## GIVEN INSTRUCTION
Scan the data below and report how many lines include the word "styles". Nothing else is wanted.

[Begin DATA ROWS]

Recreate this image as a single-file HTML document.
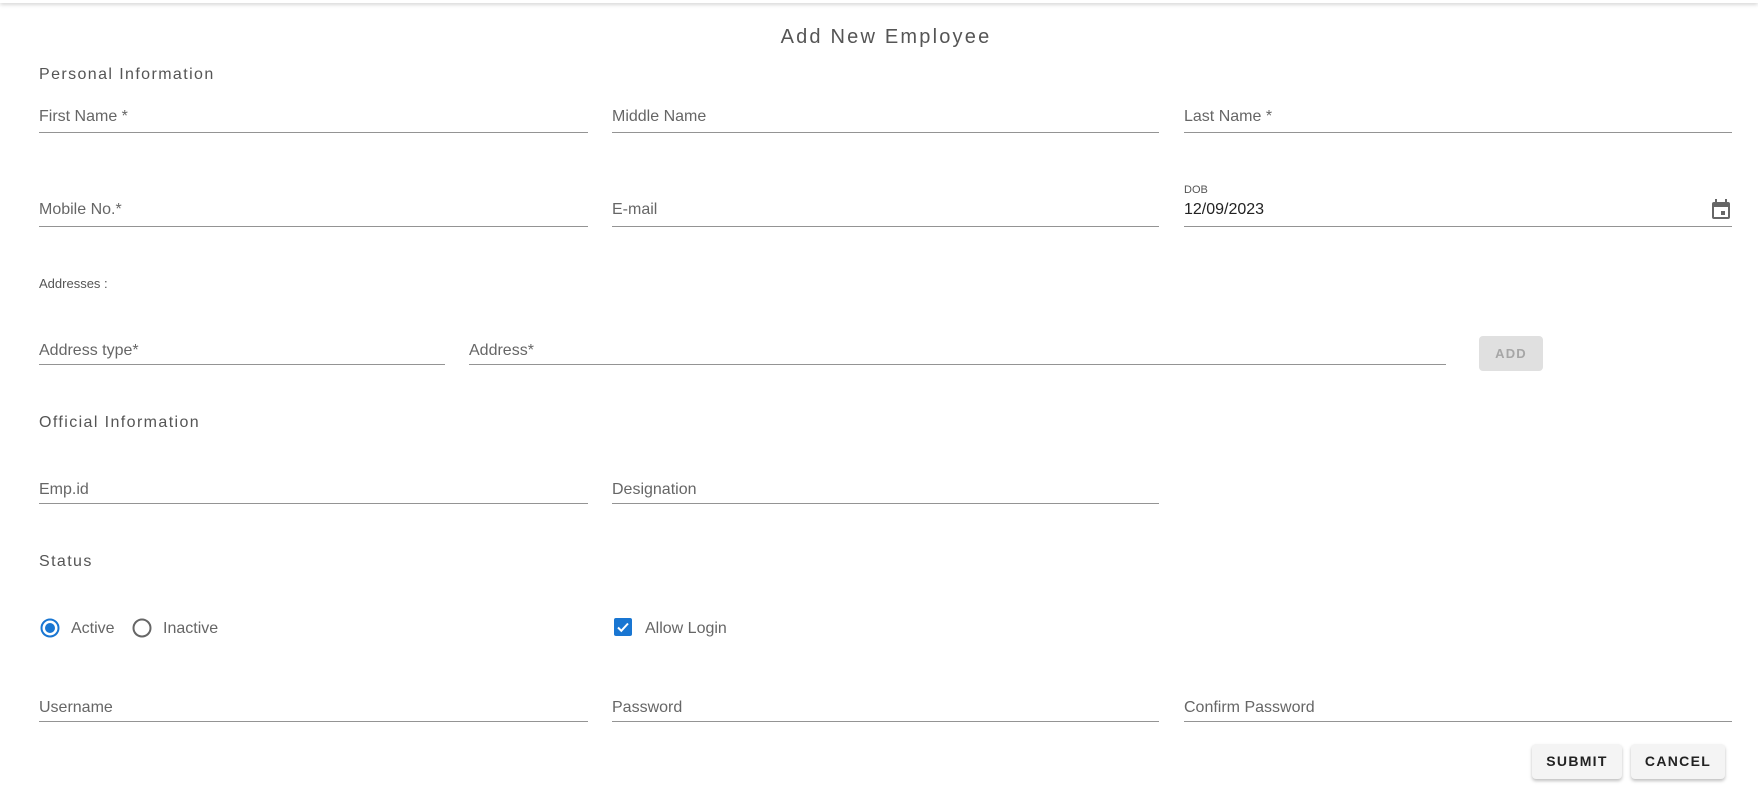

[End DATA ROWS]
[Begin DATA ROWS]

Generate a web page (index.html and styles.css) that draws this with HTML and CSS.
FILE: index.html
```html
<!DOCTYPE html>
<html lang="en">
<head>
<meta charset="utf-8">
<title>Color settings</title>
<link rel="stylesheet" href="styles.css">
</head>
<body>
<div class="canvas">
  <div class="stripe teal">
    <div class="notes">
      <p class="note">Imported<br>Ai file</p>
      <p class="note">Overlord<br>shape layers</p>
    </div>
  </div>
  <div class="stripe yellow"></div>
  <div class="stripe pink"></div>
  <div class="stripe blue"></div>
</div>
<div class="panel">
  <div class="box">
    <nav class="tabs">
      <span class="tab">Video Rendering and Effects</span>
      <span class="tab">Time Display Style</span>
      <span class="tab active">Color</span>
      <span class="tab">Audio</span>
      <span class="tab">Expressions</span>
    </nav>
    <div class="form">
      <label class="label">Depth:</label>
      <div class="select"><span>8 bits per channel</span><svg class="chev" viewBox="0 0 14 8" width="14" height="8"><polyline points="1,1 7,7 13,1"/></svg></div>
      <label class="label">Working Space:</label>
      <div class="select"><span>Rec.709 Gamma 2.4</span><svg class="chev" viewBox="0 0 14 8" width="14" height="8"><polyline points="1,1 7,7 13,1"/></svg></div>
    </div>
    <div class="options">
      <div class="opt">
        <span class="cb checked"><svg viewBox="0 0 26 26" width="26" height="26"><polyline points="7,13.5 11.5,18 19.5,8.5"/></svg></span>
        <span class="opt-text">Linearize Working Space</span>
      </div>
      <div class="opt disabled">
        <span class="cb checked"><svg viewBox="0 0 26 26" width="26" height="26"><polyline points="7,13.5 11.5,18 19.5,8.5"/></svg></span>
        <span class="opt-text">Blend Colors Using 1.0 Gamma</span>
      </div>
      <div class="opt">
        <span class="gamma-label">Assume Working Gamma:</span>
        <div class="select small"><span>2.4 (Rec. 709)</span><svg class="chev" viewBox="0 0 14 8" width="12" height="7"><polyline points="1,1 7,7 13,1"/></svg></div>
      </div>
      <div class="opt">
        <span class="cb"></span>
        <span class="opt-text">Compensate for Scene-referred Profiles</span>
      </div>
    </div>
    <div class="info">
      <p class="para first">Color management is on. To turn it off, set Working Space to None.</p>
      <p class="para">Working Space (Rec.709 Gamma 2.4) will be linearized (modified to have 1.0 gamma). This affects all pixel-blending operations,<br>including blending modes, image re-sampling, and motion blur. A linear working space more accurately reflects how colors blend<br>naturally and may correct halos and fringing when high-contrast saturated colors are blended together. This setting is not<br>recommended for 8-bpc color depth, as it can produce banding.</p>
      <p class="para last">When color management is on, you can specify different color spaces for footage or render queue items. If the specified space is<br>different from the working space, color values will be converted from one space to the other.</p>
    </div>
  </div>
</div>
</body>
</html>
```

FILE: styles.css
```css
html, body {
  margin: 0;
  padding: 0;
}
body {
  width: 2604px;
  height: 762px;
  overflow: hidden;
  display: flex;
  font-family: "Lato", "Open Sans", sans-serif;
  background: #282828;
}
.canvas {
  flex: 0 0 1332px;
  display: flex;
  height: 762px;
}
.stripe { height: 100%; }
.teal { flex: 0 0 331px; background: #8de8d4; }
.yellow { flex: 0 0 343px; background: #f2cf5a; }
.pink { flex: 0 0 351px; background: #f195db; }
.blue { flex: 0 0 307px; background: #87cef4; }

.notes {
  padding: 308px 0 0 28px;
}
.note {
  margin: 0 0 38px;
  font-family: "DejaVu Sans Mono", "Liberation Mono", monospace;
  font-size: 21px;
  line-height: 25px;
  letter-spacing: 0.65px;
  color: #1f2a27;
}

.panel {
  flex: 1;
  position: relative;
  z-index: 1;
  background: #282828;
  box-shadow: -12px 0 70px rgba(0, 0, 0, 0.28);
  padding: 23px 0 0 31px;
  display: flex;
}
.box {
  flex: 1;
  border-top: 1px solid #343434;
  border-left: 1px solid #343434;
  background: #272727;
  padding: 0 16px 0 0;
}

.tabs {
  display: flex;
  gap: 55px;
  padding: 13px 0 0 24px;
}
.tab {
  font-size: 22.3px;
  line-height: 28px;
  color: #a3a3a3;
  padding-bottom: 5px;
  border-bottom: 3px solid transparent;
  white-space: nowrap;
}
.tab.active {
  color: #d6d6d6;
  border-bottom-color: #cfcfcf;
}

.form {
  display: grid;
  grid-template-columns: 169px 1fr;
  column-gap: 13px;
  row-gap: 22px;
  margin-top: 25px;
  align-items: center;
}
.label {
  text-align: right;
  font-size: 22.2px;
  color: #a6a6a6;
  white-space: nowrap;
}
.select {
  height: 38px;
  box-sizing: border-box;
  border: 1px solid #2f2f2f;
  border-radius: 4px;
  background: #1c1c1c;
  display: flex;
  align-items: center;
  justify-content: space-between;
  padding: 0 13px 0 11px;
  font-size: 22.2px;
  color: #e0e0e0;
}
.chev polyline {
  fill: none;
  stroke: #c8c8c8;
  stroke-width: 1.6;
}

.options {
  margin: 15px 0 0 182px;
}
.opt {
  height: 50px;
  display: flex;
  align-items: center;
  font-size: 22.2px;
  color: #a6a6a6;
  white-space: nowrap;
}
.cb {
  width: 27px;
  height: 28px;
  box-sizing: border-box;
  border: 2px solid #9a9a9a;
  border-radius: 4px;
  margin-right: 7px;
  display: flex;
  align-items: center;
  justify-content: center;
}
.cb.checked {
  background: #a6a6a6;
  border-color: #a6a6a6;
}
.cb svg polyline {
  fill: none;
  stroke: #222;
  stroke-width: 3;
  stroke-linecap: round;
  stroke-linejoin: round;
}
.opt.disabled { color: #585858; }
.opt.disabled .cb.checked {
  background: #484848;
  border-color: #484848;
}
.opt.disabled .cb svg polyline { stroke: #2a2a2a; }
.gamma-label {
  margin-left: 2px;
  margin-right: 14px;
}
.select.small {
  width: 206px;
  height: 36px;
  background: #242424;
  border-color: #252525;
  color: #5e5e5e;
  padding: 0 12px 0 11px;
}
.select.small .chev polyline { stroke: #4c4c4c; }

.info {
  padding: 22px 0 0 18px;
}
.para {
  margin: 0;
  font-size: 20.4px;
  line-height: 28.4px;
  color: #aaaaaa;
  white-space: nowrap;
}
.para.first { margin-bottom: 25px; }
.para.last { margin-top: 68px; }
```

[End DATA ROWS]

## RESPONSE TO THE TASK
3